When faced with accusations that security certificates operate as ‘committal orders’ or raise the possibility of Canadian state involvement in violations of Article 3 of UNCAT, the government attempts to exculpate itself by reframing both issues in such a way that the disposition of a security certificate detainee is ultimately the result of choices made by that individual. Legitimate concerns about indefinite detention are dodged or dismissed by official statements that point out how individuals subject to certificates are free to leave at any time, provided that they return to their countries of provenance. This same construction of voluntariness exonerates the state from any torture or mistreatment that may result from the ‘return’ of the individual to Syria, Algeria, or Egypt. After all, Article 3 of UNCAT applies to official acts of expulsion, return, or extradition – and not to voluntary departures.

Ultimately, this language game denies that security certificates produce victims. The state emerges as a reasonable body, dutifully protecting the citizens of Canada by identifying and isolating threatening foreigners – and then (in truly polite Canadian fashion) offering them the option to either remain in Canada subject to security certificate restrictions indefinitely or to voluntarily ‘go home’.

This choice is, of course, impossible. It is really a choice between indefinite detention / highly-restrictive bail (which affects the named individual and their family) or deportation to probable torture. The illusion of voluntariness shields the Canadian state from responsibility.

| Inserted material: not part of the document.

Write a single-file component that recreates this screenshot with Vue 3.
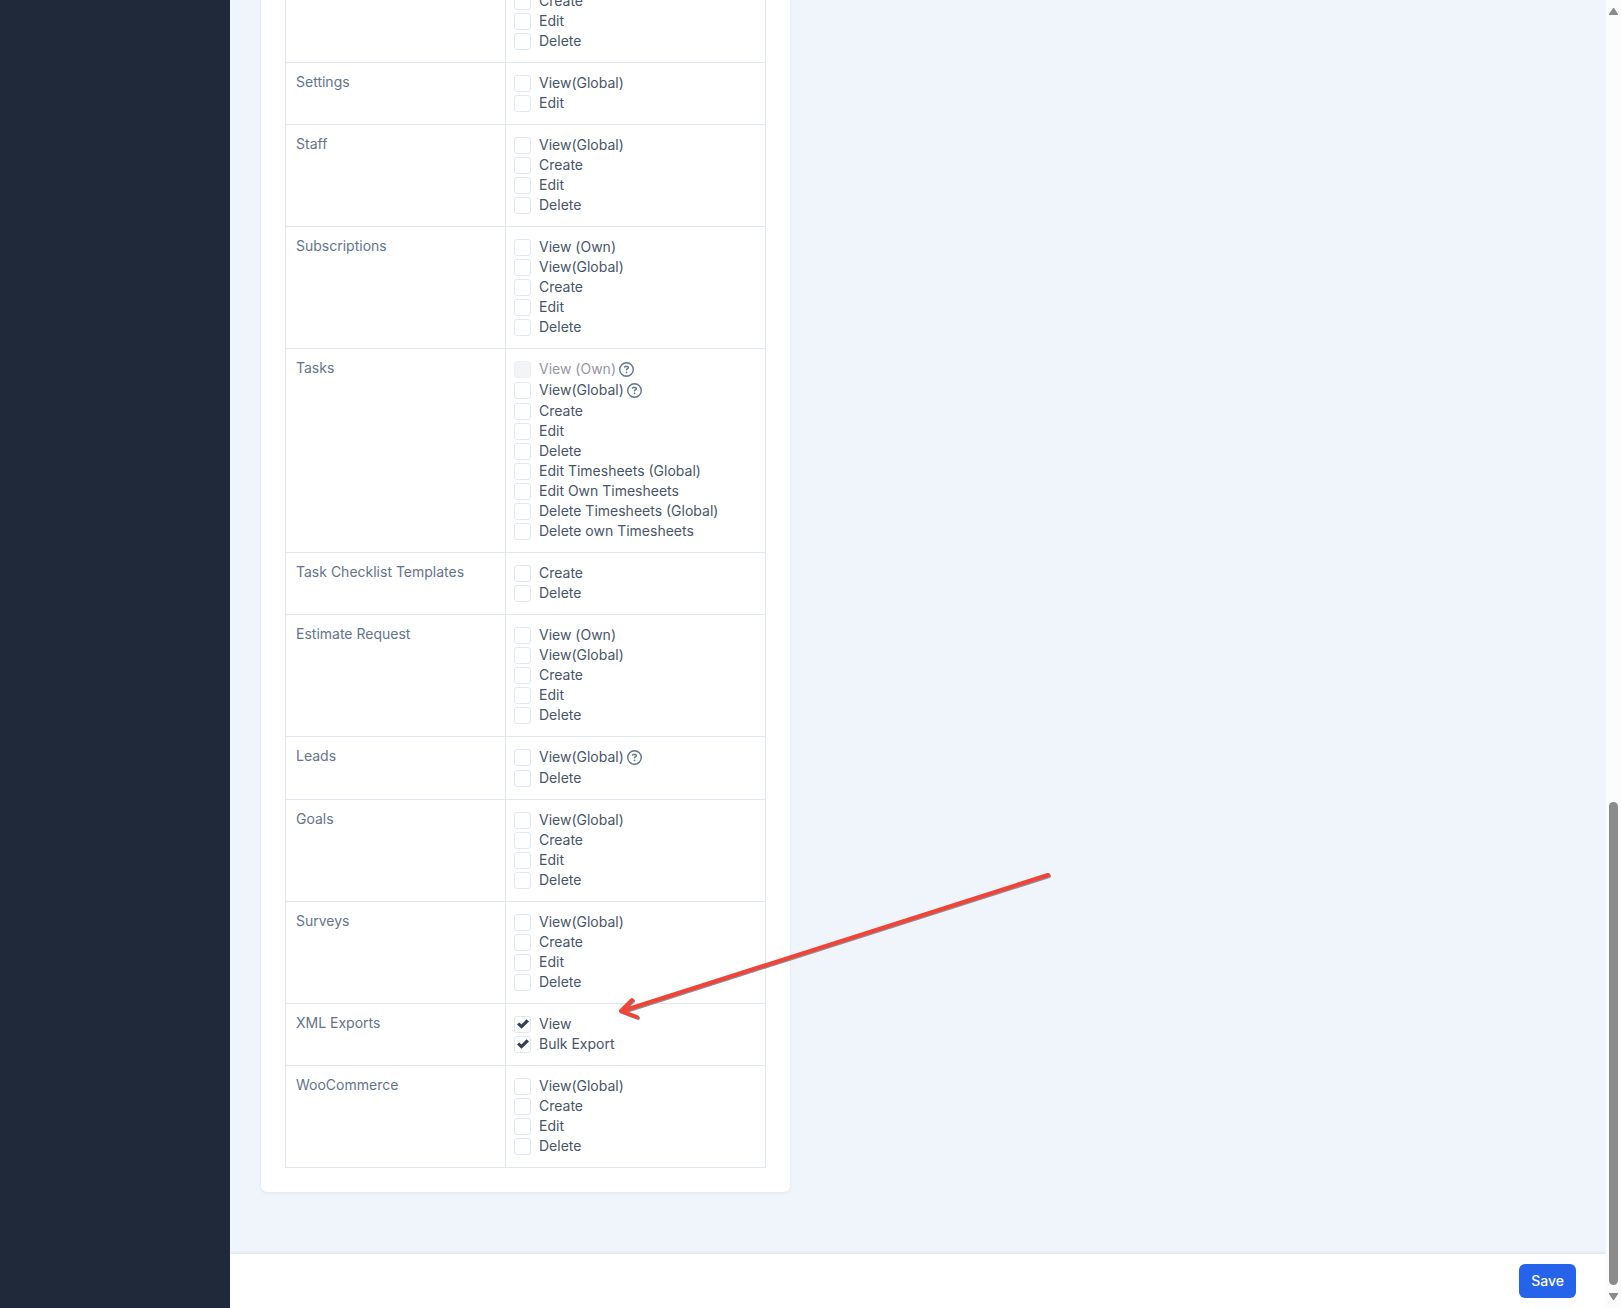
<script setup>
import { ref } from 'vue';

const saving = ref(false);

// short form: a string is a plain capability, an object carries extra state
const makeOptions = (items) => items.map((item) => ({
    checked: false,
    disabled: false,
    help: false,
    ...(typeof item === 'string' ? { label: item } : item)
}));

const features = ref([
    { name: '', options: makeOptions(['Create', 'Edit', 'Delete']) },
    { name: 'Settings', options: makeOptions(['View(Global)', 'Edit']) },
    { name: 'Staff', options: makeOptions(['View(Global)', 'Create', 'Edit', 'Delete']) },
    { name: 'Subscriptions', options: makeOptions(['View (Own)', 'View(Global)', 'Create', 'Edit', 'Delete']) },
    {
        name: 'Tasks',
        options: makeOptions([
            { label: 'View (Own)', disabled: true, help: true },
            { label: 'View(Global)', help: true },
            'Create',
            'Edit',
            'Delete',
            'Edit Timesheets (Global)',
            'Edit Own Timesheets',
            'Delete Timesheets (Global)',
            'Delete own Timesheets'
        ])
    },
    { name: 'Task Checklist Templates', options: makeOptions(['Create', 'Delete']) },
    { name: 'Estimate Request', options: makeOptions(['View (Own)', 'View(Global)', 'Create', 'Edit', 'Delete']) },
    { name: 'Leads', options: makeOptions([{ label: 'View(Global)', help: true }, 'Delete']) },
    { name: 'Goals', options: makeOptions(['View(Global)', 'Create', 'Edit', 'Delete']) },
    { name: 'Surveys', options: makeOptions(['View(Global)', 'Create', 'Edit', 'Delete']) },
    {
        name: 'XML Exports',
        options: makeOptions([
            { label: 'View', checked: true },
            { label: 'Bulk Export', checked: true }
        ])
    },
    { name: 'WooCommerce', options: makeOptions(['View(Global)', 'Create', 'Edit', 'Delete']) }
]);

const save = () => {
    saving.value = true;
};
</script>

<template>
    <div class="page">
        <aside class="sidebar"></aside>
        <main class="main">
            <form class="form" @submit.prevent="save">
                <div class="content">
                    <section class="panel">
                        <table class="permissions">
                            <tbody>
                                <tr v-for="(feature, f) in features" :key="f">
                                    <th scope="row">{{ feature.name }}</th>
                                    <td>
                                        <div v-for="(option, o) in feature.options" :key="o" class="option"
                                            :class="{ disabled: option.disabled }">
                                            <span class="box">
                                                <input :id="`cap-${f}-${o}`" v-model="option.checked" type="checkbox"
                                                    :disabled="option.disabled" />
                                                <svg v-if="option.checked" class="tick" viewBox="0 0 12 10">
                                                    <path d="M0 5.6 2.2 3.6 4.5 5.6 9.6 .3 12 2.4 4.5 9.8Z" />
                                                </svg>
                                            </span>
                                            <label :for="`cap-${f}-${o}`">{{ option.label }}</label>
                                            <span v-if="option.help" class="help">
                                                <svg viewBox="0 0 512 512">
                                                    <path
                                                        d="M464 256A208 208 0 1 0 48 256a208 208 0 1 0 416 0zM0 256a256 256 0 1 1 512 0A256 256 0 1 1 0 256zm169.8-90.7c7.9-22.3 29.1-37.3 52.8-37.3h58.3c34.9 0 63.1 28.3 63.1 63.1c0 22.6-12.1 43.5-31.7 54.8L280 264.4c-.2 13-10.9 23.6-24 23.6c-13.3 0-24-10.7-24-24V250.5c0-8.6 4.6-16.5 12.1-20.8l44.3-25.4c4.7-2.7 7.6-7.7 7.6-13.1c0-8.4-6.8-15.1-15.1-15.1H222.6c-3.4 0-6.4 2.1-7.5 5.3l-.4 1.2c-4.4 12.5-18.2 19-30.6 14.6s-19-18.2-14.6-30.6l.4-1.2zM224 352a32 32 0 1 1 64 0 32 32 0 1 1 -64 0z" />
                                                </svg>
                                            </span>
                                        </div>
                                    </td>
                                </tr>
                            </tbody>
                        </table>
                    </section>
                    <svg class="arrow" viewBox="0 0 440 150" aria-hidden="true">
                        <g class="arrow-shadow" transform="translate(1 1)">
                            <path d="M433 5 7 141M17 130 6 141 22 147" />
                        </g>
                        <path d="M433 5 7 141M17 130 6 141 22 147" />
                    </svg>
                </div>
                <footer class="toolbar">
                    <button type="submit" class="save">Save</button>
                </footer>
            </form>
        </main>
        <div class="scrollbar" aria-hidden="true">
            <svg viewBox="0 0 9 7"><path d="M0 7V6L4 0H5L9 6V7Z" /></svg>
            <span class="track"><span class="thumb"></span></span>
            <svg viewBox="0 0 9 7"><path d="M0 0V1L4 7H5L9 1V0Z" /></svg>
        </div>
    </div>
</template>

<style>
body {
    margin: 0;
    background: #f0f4fb;
}
</style>

<style scoped>
.page {
    display: grid;
    grid-template-columns: 230px 1fr 15px;
    height: 100vh;
    overflow: hidden;
    font-family: Inter, "Liberation Sans", sans-serif;
    font-size: 14px;
    line-height: 20px;
    color: #475569;
}

.sidebar {
    background: #1f293a;
}

.main {
    min-width: 0;
    min-height: 0;
    overflow: hidden;
}

.form {
    display: flex;
    flex-direction: column;
    height: 100%;
}

/* the list is kept at its end, older rows run out above the window */
.content {
    position: relative;
    flex: 1;
    min-height: 0;
    display: grid;
    grid-template-columns: repeat(12, 1fr);
    column-gap: 30px;
    align-content: end;
    padding: 0 33px 62px 31px;
    overflow: hidden;
    background: #f0f4fb;
}

.panel {
    grid-column: span 5;
    padding: 24px;
    background: #fff;
    border-radius: 6px;
    box-shadow: 0 0 0 1px #e8edf4, 0 1px 3px #e2e8f0;
}

.permissions {
    width: 100%;
    border-collapse: collapse;
    table-layout: fixed;
}

.permissions th,
.permissions td {
    border: 1px solid #e2e8f0;
    vertical-align: top;
    text-align: left;
}

.permissions th {
    width: 220px;
    padding: 9px 10px;
    box-sizing: border-box;
    font-weight: 400;
    color: #64748b;
}

.permissions td {
    padding: 10px 8px 11px;
}

.option {
    display: flex;
    align-items: flex-start;
}

.option label {
    margin-left: 8px;
}

.option.disabled label {
    color: #94979f;
}

.box {
    display: grid;
    place-items: center;
    height: 20px;
}

.box > * {
    grid-area: 1 / 1;
}

.box input {
    appearance: none;
    width: 17px;
    height: 17px;
    margin: 0;
    border: 1px solid #e2e8f0;
    border-radius: 3px;
    background: #fff;
}

.box input:disabled {
    background: #f3f4f6;
    border-color: #eeeff2;
}

.tick {
    width: 12px;
    height: 10px;
    fill: #334155;
    pointer-events: none;
}

.help {
    display: flex;
    align-items: center;
    height: 21px;
    margin-left: 3px;
}

.help svg {
    width: 15px;
    height: 15px;
    fill: #64748b;
}

.arrow {
    position: absolute;
    left: 385px;
    bottom: 234px;
    width: 440px;
    height: 150px;
    fill: none;
    stroke: #f44336;
    stroke-width: 4;
    stroke-linecap: round;
    stroke-linejoin: round;
    pointer-events: none;
}

.arrow-shadow {
    stroke: #8a8f96;
}

.toolbar {
    position: relative;
    display: flex;
    justify-content: flex-end;
    padding: 10px 30px;
    background: #fff;
    box-shadow: 0 -1px 3px #dcdfe5;
}

.save {
    padding: 7px 12px;
    border: 0;
    border-radius: 6px;
    background: #2563eb;
    color: #fff;
    font: inherit;
    font-weight: 500;
}

.scrollbar {
    display: flex;
    flex-direction: column;
    align-items: center;
    padding: 8px 3px;
    background: #fcfcfc;
}

.scrollbar svg {
    width: 9px;
    height: 7px;
    fill: #8b8b8b;
}

.track {
    flex: 1;
    display: flex;
    flex-direction: column;
    justify-content: flex-end;
    padding-bottom: 8px;
}

.thumb {
    width: 9px;
    height: 38%;
    border-radius: 5px;
    background: #8b8b8b;
}
</style>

The third option – to recognize that security certificates are inherently flawed and that they will always lead to this impossible choice when states with questionable human rights records are concerned, and to thereby jettison them in favour of an alternative criminal justice approach that offers the protection of due process (a charge or release model) – remains off the table. C-3 ensures that this option, the only option that involves anything that resembles justice, will not be implemented.